There are definite tax consequences of short sale and foreclosure by lenders for distressed property owners. Many people have been experiencing the loss of equity in their homes as a result of the decline of home values the past few years. Some have even made the decision to walk away from their homes even if they can afford the payments because they know they cannot recoup their equity loss. The lender ends up writing off the losses and selling the property at a foreclosure sale or buying it back and offering it for resale as a REO. When mortgage debt is forgiven, it is considered reportable income. However, there are exceptions to this rule.
One such exception is for taxpayers that receive debt forgiveness on their primary residence from a short sale or foreclosure.Under The Mortgage Debt Relief Act of 2007, taxpayers are discharged from debt and do not face tax consequences of short sale involving debt forgiveness on their principal residence or a mortgage modification. This relief applies for tax years 2007 through December 31, 2012 for up to $2 million dollars in forgiven debt and $1 million for tax payers filing separately.
Prior to enactment of the Act, the debt forgiveness would have been treated as taxable income. It has not been determined at this time whether the Act will be extended or just expire at the end of 2012.You can find more information about debt relief and The Mortgage Debt Relief Act of 2007 by visiting the IRS’s website at http://www.irs.gov/individuals/article/0,,id=179414,00.html.
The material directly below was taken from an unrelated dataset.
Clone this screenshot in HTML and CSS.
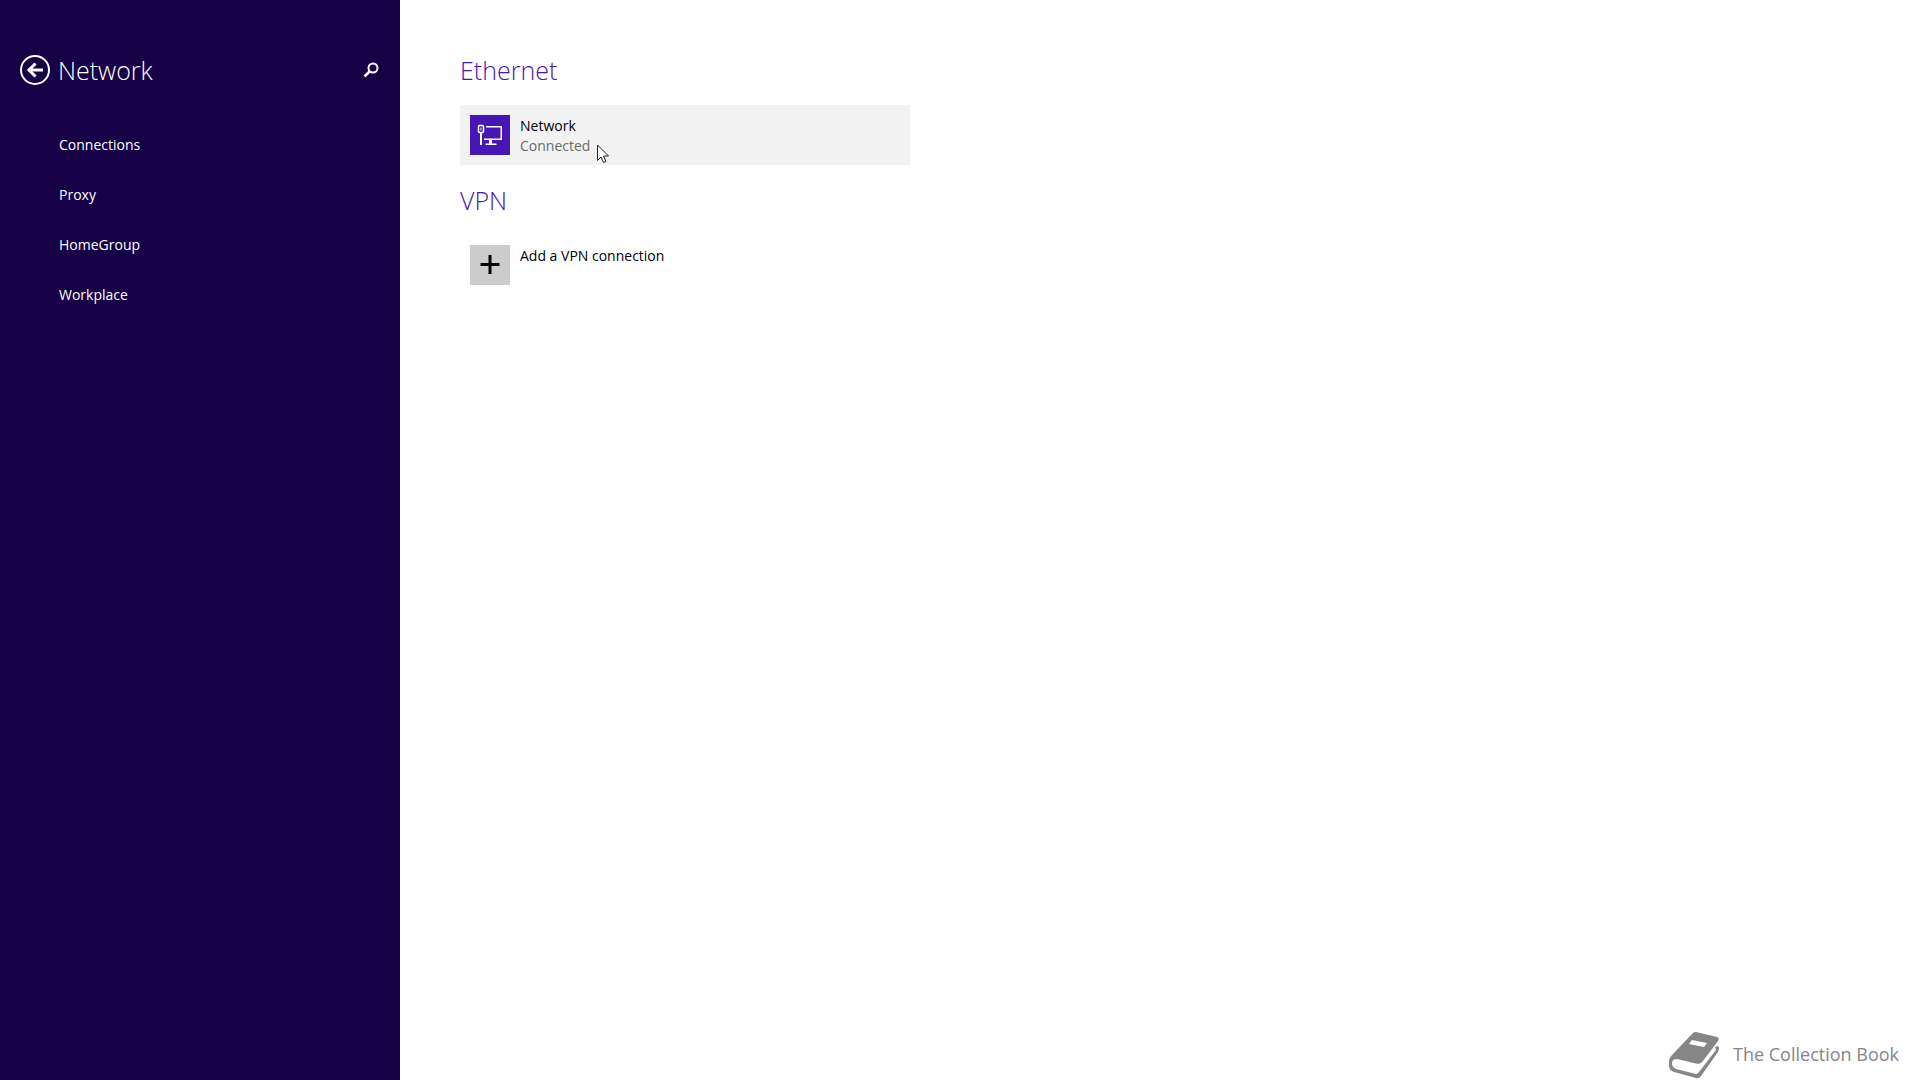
FILE: index.html
```html
<!DOCTYPE html>
<html lang="en">
<head>
    <meta charset="UTF-8">
    <meta name="viewport" content="width=device-width, initial-scale=1.0">
    <title>Network</title>
    <link rel="stylesheet" href="styles.css">
</head>
<body>
    <aside class="sidebar">
        <header class="sidebar-head">
            <button type="button" aria-label="Back">
                <svg width="32" height="32" viewBox="0 0 32 32" fill="none" stroke="#fff">
                    <circle cx="16" cy="16" r="14" stroke-width="2"/>
                    <path d="M9 16H24" stroke-width="3"/>
                    <path d="M16.500 9.500L10 16L16.500 22.500" stroke-width="3"/>
                </svg>
            </button>
            <h1>Network</h1>
            <button type="button" aria-label="Search">
                <svg width="16" height="16" viewBox="0 0 16 16" fill="none" stroke="#fff">
                    <circle cx="10" cy="6" r="4.500" stroke-width="2"/>
                    <path d="M7 9L1.500 14.500" stroke-width="2.500"/>
                </svg>
            </button>
        </header>
        <nav class="menu">
            <a href="#">Connections</a>
            <a href="#">Proxy</a>
            <a href="#">HomeGroup</a>
            <a href="#">Workplace</a>
        </nav>
    </aside>
    <main class="content">
        <section>
            <h2>Ethernet</h2>
            <button type="button" class="item active">
                <svg class="tile" viewBox="0 0 40 40" fill="none" stroke="#fff" stroke-width="1.500">
                    <rect x="8.500" y="10.500" width="5" height="7" rx="1"/>
                    <path d="M11 12.500V15.500" stroke-width="1"/>
                    <path d="M11 17.500V30" stroke-width="2"/>
                    <path d="M16 11.750H31.250V24.250H14M15.500 29.250H26.500"/>
                    <path d="M20.500 24.500V29" stroke-width="3"/>
                </svg>
                <span class="item-text">
                    <span>Network</span>
                    <span class="status">Connected</span>
                </span>
            </button>
        </section>
        <section>
            <h2>VPN</h2>
            <button type="button" class="item">
                <svg class="tile tile-add" viewBox="0 0 40 40" stroke="#000" stroke-width="3">
                    <path d="M10.500 19.500H29.500M20 10V29"/>
                </svg>
                <span class="item-text">
                    <span>Add a VPN connection</span>
                </span>
            </button>
        </section>
    </main>
    <footer class="brand">
        <svg width="52" height="48" viewBox="0 0 52 48">
            <path fill="#868686" d="M25 1Q26 0 28 0L49 5Q52 6 50 9L35 29Q33 32 30 32L9 27Q4 27 4 31Q4 35 8 37L28 42Q30 42 31 40L48 18L47 15L50 14Q52 16 50 20L33 44Q31 47 28 46L6 40Q0 38 1 31Q1 26 4 23Z"/>
            <path fill="#fff" d="M24 8L39 11L36 15L21 12Z"/>
        </svg>
        <span>The Collection Book</span>
    </footer>
    <!-- mouse pointer -->
    <svg class="cursor" width="13" height="20" viewBox="0 0 13 20">
        <path fill="#fff" stroke="#222" d="M.5 1V16.500L4 13L6.500 18.500L9 17.500L6.500 12H11.500Z"/>
    </svg>
</body>
</html>
```
FILE: styles.css
```css
* {box-sizing: border-box;}
body {margin: 0; min-height: 100vh; display: flex; background: #fff; color: #000; font: 14px/20px "Open Sans", "Noto Sans", sans-serif;}
h1, h2 {margin: 0; font-size: 25px; line-height: 40px; font-weight: 300;}
button {border: 0; padding: 0; background: none; font: inherit; color: inherit;}
svg {display: block;}

.sidebar {width: 400px; flex: none; padding: 50px 21px 0 19px; background: #160046; color: #fff;}
.sidebar-head {display: flex; align-items: center; gap: 7px;}
.sidebar-head h1 {flex: 1;}
.menu {margin: 30px 0 0 40px;}
.menu a {display: block; line-height: 50px; color: #fff; text-decoration: none;}

.content {flex: 1; padding: 50px 60px;}
.content h2 {color: #4617b4;}
.content section {margin-bottom: 15px;}
.item {display: flex; width: 100%; max-width: 450px; height: 60px; margin-top: 15px; padding: 10px; gap: 10px; text-align: left;}
.item.active {background: #f2f2f2;}
.item-text {display: flex; flex-direction: column; padding-top: 1px;}
.status {color: #6b6b6b;}
.tile {width: 40px; height: 40px; background: #4617b4;}
.tile-add {background: #ccc;}

.brand {position: absolute; right: 21px; bottom: 0; display: flex; align-items: center; gap: 13px; color: #868686; font-size: 18px;}
.brand span {padding-bottom: 4px;}
.cursor {position: absolute; left: 597px; top: 144px;}
```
Another exception to the rule is when you file bankruptcy. Debts that are discharged through bankruptcy are not considered taxable income. However, the decision to file bankruptcy is used as a last resort and should not be taken lightly. It is best to speak with a bankruptcy attorney if you are contemplating filing for bankruptcy.
Certain farm debts are not considered taxable income either. For instance, if you incurred debt as a result of operating a farm and more than half your income for three year’s prior was from farming, if your loan was cancelled, you will not have to pay taxes on the debt forgiveness.
Commercial or Investment Property Tax Consequences of Short Sale
However, if you own commercial property, other investment property or a second home or vacation home, you may be subject to paying tax on the forgiveness of the debt in a short sale situation, mortgage modification or foreclosure. The lender is required by law to report the amount of debt forgiveness to the IRS if the amount exceeds $600 by giving you a Form 1099-C, Cancellation of Debt. So if you purchased a property for $200,000 and sold it for $100,000, and owed $50,000 to the lender, the $50,000 in debt forgiveness may be subject to federal income taxes.
Before you decide to sell your property with a short sale or obtain a mortgage modification, you should consult with your tax advisor. You could also be subject to a deficiency judgment against you by the lender for the difference between the sale proceeds and what you owe on the loan balance. To avoid a deficiency judgment, you should negotiate with the lender that the sale proceeds satisfy your mortgage debt. Not all states allow deficiency judgments. It is a good idea to check with your attorney.
Tax consequences of short sale aside, a short sale may also affect your credit score if you were delinquent in making your payments prior to the property being sold as a short sale. Short sale is a solution for distressed homeowners, but you consider the tax consequences and how it will impact other aspects of your life before you decide to sell your home with a short or walk away from your home.